[TASK] Repeat the listing word for word. No pictures belong in the copy.

[GIVEN MATERIAL]

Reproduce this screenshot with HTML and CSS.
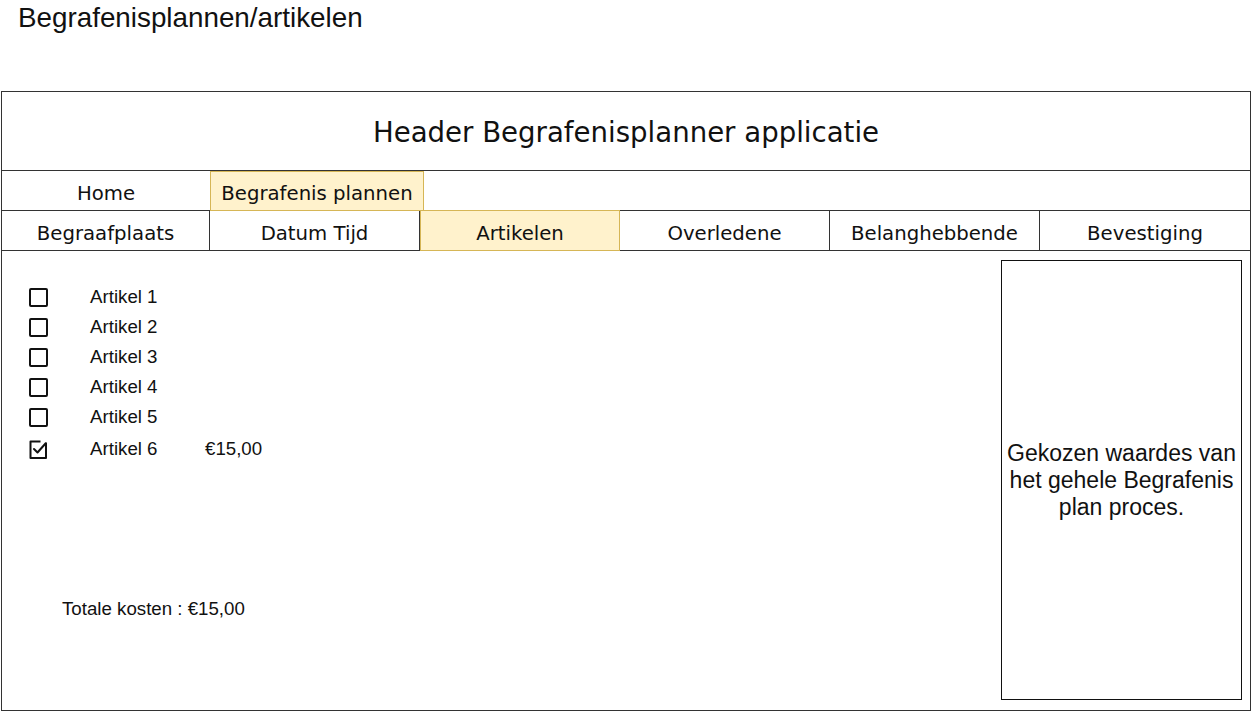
FILE: index.html
```html
<!DOCTYPE html>
<html>
<head>
<meta charset="utf-8">
<link rel="stylesheet" href="styles.css">
</head>
<body>
<div class="title">Begrafenisplannen/artikelen</div>
<div class="frame">
  <div class="header">Header Begrafenisplanner applicatie</div>
  <div class="nav nav1">
    <div class="cell c-home">Home</div>
    <div class="cell c-plan active">Begrafenis plannen</div>
  </div>
  <div class="nav nav2">
    <div class="cell w1">Begraafplaats</div>
    <div class="cell w2">Datum Tijd</div>
    <div class="cell w3 active">Artikelen</div>
    <div class="cell w4">Overledene</div>
    <div class="cell w5">Belanghebbende</div>
    <div class="cell w6 last">Bevestiging</div>
  </div>
  <div class="content">
    <div class="left">
      <ul class="items">
        <li class="item"><span class="box"></span><span class="name">Artikel 1</span></li>
        <li class="item"><span class="box"></span><span class="name">Artikel 2</span></li>
        <li class="item"><span class="box"></span><span class="name">Artikel 3</span></li>
        <li class="item"><span class="box"></span><span class="name">Artikel 4</span></li>
        <li class="item"><span class="box"></span><span class="name">Artikel 5</span></li>
        <li class="item checked"><span class="box"><svg viewBox="0 0 19 19" width="19" height="19"><path d="M17 2.5 V18 H1.5 V1.5 H11.5" fill="none" stroke="#111" stroke-width="2" stroke-linejoin="round"/><path d="M5 9 L8.5 12.5 L16.5 3.5" fill="none" stroke="#111" stroke-width="2" stroke-linecap="round" stroke-linejoin="round"/></svg></span><span class="name">Artikel 6</span><span class="price">€15,00</span></li>
      </ul>
      <div class="total">Totale kosten : €15,00</div>
    </div>
    <div class="summary">Gekozen waardes van het gehele Begrafenis plan proces.</div>
  </div>
</div>
</body>
</html>
```

FILE: styles.css
```css
html, body {
  margin: 0;
  padding: 0;
  background: #fff;
}
body {
  font-family: "Liberation Sans", Arial, sans-serif;
  color: #111;
  width: 1252px;
  height: 711px;
  overflow: hidden;
}
.title {
  font-size: 27.8px;
  line-height: 32px;
  padding: 2px 0 0 18px;
  height: 91px;
  box-sizing: border-box;
}
.frame {
  margin-left: 1px;
  width: 1250px;
  height: 620px;
  box-sizing: border-box;
  border: 1.5px solid #333;
  display: flex;
  flex-direction: column;
}
.header {
  height: 79px;
  flex: none;
  border-bottom: 1.5px solid #333;
  box-sizing: border-box;
  display: flex;
  align-items: center;
  justify-content: center;
  font-family: "DejaVu Sans", Verdana, sans-serif;
  font-size: 27.6px;
  padding-top: 2px;
}
.nav {
  display: flex;
  height: 40px;
  flex: none;
  border-bottom: 1.5px solid #333;
  box-sizing: border-box;
  font-family: "DejaVu Sans", Verdana, sans-serif;
  font-size: 19.7px;
}
.cell {
  box-sizing: border-box;
  display: flex;
  align-items: center;
  justify-content: center;
  padding-top: 5px;
  flex: none;
}
.nav1 .c-home { width: 208px; }
.nav1 .c-plan { width: 214px; }
.nav2 .cell { border-right: 1px solid #333; }
.nav2 .w1 { width: 208px; }
.nav2 .w2 { width: 210px; }
.nav2 .w3 { width: 200px; }
.nav2 .w4 { width: 210px; }
.nav2 .w5 { width: 210px; }
.nav2 .w6 { flex: 1; }
.nav2 .last { border-right: none; }
.cell.active {
  background: #fff2cc;
  border: 1px solid #d6b656;
}
.nav1 .cell.active { margin-bottom: -1px; }
.nav2 .cell.active { margin-top: -1px; margin-bottom: -1px; height: 41px; }
.content {
  flex: 1;
  display: flex;
  position: relative;
}
.left {
  flex: 1;
  display: flex;
  flex-direction: column;
}
.items {
  list-style: none;
  margin: 0;
  padding: 31px 0 0 27px;
}
.item {
  display: flex;
  align-items: center;
  height: 30px;
  font-size: 18.7px;
}
.item.checked { height: 34px; }
.box {
  width: 19px;
  height: 19px;
  box-sizing: border-box;
  border: 2px solid #111;
  border-radius: 2px;
  flex: none;
  margin-right: 42px;
}
.checked .box {
  border: none;
}
.checked .box svg { display: block; }
.name {
  width: 115px;
}
.total {
  font-size: 18.7px;
  padding: 132px 0 0 60px;
}
.summary {
  width: 241px;
  height: 440px;
  margin: 9px 8px 0 0;
  box-sizing: border-box;
  border: 1px solid #111;
  display: flex;
  align-items: center;
  justify-content: center;
  text-align: center;
  font-size: 23px;
  line-height: 27px;
  padding: 0 2px;
}
```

[REPLY]
Reproduce this screenshot with HTML and CSS.
FILE: index.html
```html
<!DOCTYPE html>
<html>
<head>
<meta charset="utf-8">
<link rel="stylesheet" href="styles.css">
</head>
<body>
<div class="title">Begrafenisplannen/artikelen</div>
<div class="frame">
  <div class="header">Header Begrafenisplanner applicatie</div>
  <div class="nav nav1">
    <div class="cell c-home">Home</div>
    <div class="cell c-plan active">Begrafenis plannen</div>
  </div>
  <div class="nav nav2">
    <div class="cell w1">Begraafplaats</div>
    <div class="cell w2">Datum Tijd</div>
    <div class="cell w3 active">Artikelen</div>
    <div class="cell w4">Overledene</div>
    <div class="cell w5">Belanghebbende</div>
    <div class="cell w6 last">Bevestiging</div>
  </div>
  <div class="content">
    <div class="left">
      <ul class="items">
        <li class="item"><span class="box"></span><span class="name">Artikel 1</span></li>
        <li class="item"><span class="box"></span><span class="name">Artikel 2</span></li>
        <li class="item"><span class="box"></span><span class="name">Artikel 3</span></li>
        <li class="item"><span class="box"></span><span class="name">Artikel 4</span></li>
        <li class="item"><span class="box"></span><span class="name">Artikel 5</span></li>
        <li class="item checked"><span class="box"><svg viewBox="0 0 19 19" width="19" height="19"><path d="M17 2.5 V18 H1.5 V1.5 H11.5" fill="none" stroke="#111" stroke-width="2" stroke-linejoin="round"/><path d="M5 9 L8.5 12.5 L16.5 3.5" fill="none" stroke="#111" stroke-width="2" stroke-linecap="round" stroke-linejoin="round"/></svg></span><span class="name">Artikel 6</span><span class="price">€15,00</span></li>
      </ul>
      <div class="total">Totale kosten : €15,00</div>
    </div>
    <div class="summary">Gekozen waardes van het gehele Begrafenis plan proces.</div>
  </div>
</div>
</body>
</html>
```

FILE: styles.css
```css
html, body {
  margin: 0;
  padding: 0;
  background: #fff;
}
body {
  font-family: "Liberation Sans", Arial, sans-serif;
  color: #111;
  width: 1252px;
  height: 711px;
  overflow: hidden;
}
.title {
  font-size: 27.8px;
  line-height: 32px;
  padding: 2px 0 0 18px;
  height: 91px;
  box-sizing: border-box;
}
.frame {
  margin-left: 1px;
  width: 1250px;
  height: 620px;
  box-sizing: border-box;
  border: 1.5px solid #333;
  display: flex;
  flex-direction: column;
}
.header {
  height: 79px;
  flex: none;
  border-bottom: 1.5px solid #333;
  box-sizing: border-box;
  display: flex;
  align-items: center;
  justify-content: center;
  font-family: "DejaVu Sans", Verdana, sans-serif;
  font-size: 27.6px;
  padding-top: 2px;
}
.nav {
  display: flex;
  height: 40px;
  flex: none;
  border-bottom: 1.5px solid #333;
  box-sizing: border-box;
  font-family: "DejaVu Sans", Verdana, sans-serif;
  font-size: 19.7px;
}
.cell {
  box-sizing: border-box;
  display: flex;
  align-items: center;
  justify-content: center;
  padding-top: 5px;
  flex: none;
}
.nav1 .c-home { width: 208px; }
.nav1 .c-plan { width: 214px; }
.nav2 .cell { border-right: 1px solid #333; }
.nav2 .w1 { width: 208px; }
.nav2 .w2 { width: 210px; }
.nav2 .w3 { width: 200px; }
.nav2 .w4 { width: 210px; }
.nav2 .w5 { width: 210px; }
.nav2 .w6 { flex: 1; }
.nav2 .last { border-right: none; }
.cell.active {
  background: #fff2cc;
  border: 1px solid #d6b656;
}
.nav1 .cell.active { margin-bottom: -1px; }
.nav2 .cell.active { margin-top: -1px; margin-bottom: -1px; height: 41px; }
.content {
  flex: 1;
  display: flex;
  position: relative;
}
.left {
  flex: 1;
  display: flex;
  flex-direction: column;
}
.items {
  list-style: none;
  margin: 0;
  padding: 31px 0 0 27px;
}
.item {
  display: flex;
  align-items: center;
  height: 30px;
  font-size: 18.7px;
}
.item.checked { height: 34px; }
.box {
  width: 19px;
  height: 19px;
  box-sizing: border-box;
  border: 2px solid #111;
  border-radius: 2px;
  flex: none;
  margin-right: 42px;
}
.checked .box {
  border: none;
}
.checked .box svg { display: block; }
.name {
  width: 115px;
}
.total {
  font-size: 18.7px;
  padding: 132px 0 0 60px;
}
.summary {
  width: 241px;
  height: 440px;
  margin: 9px 8px 0 0;
  box-sizing: border-box;
  border: 1px solid #111;
  display: flex;
  align-items: center;
  justify-content: center;
  text-align: center;
  font-size: 23px;
  line-height: 27px;
  padding: 0 2px;
}
```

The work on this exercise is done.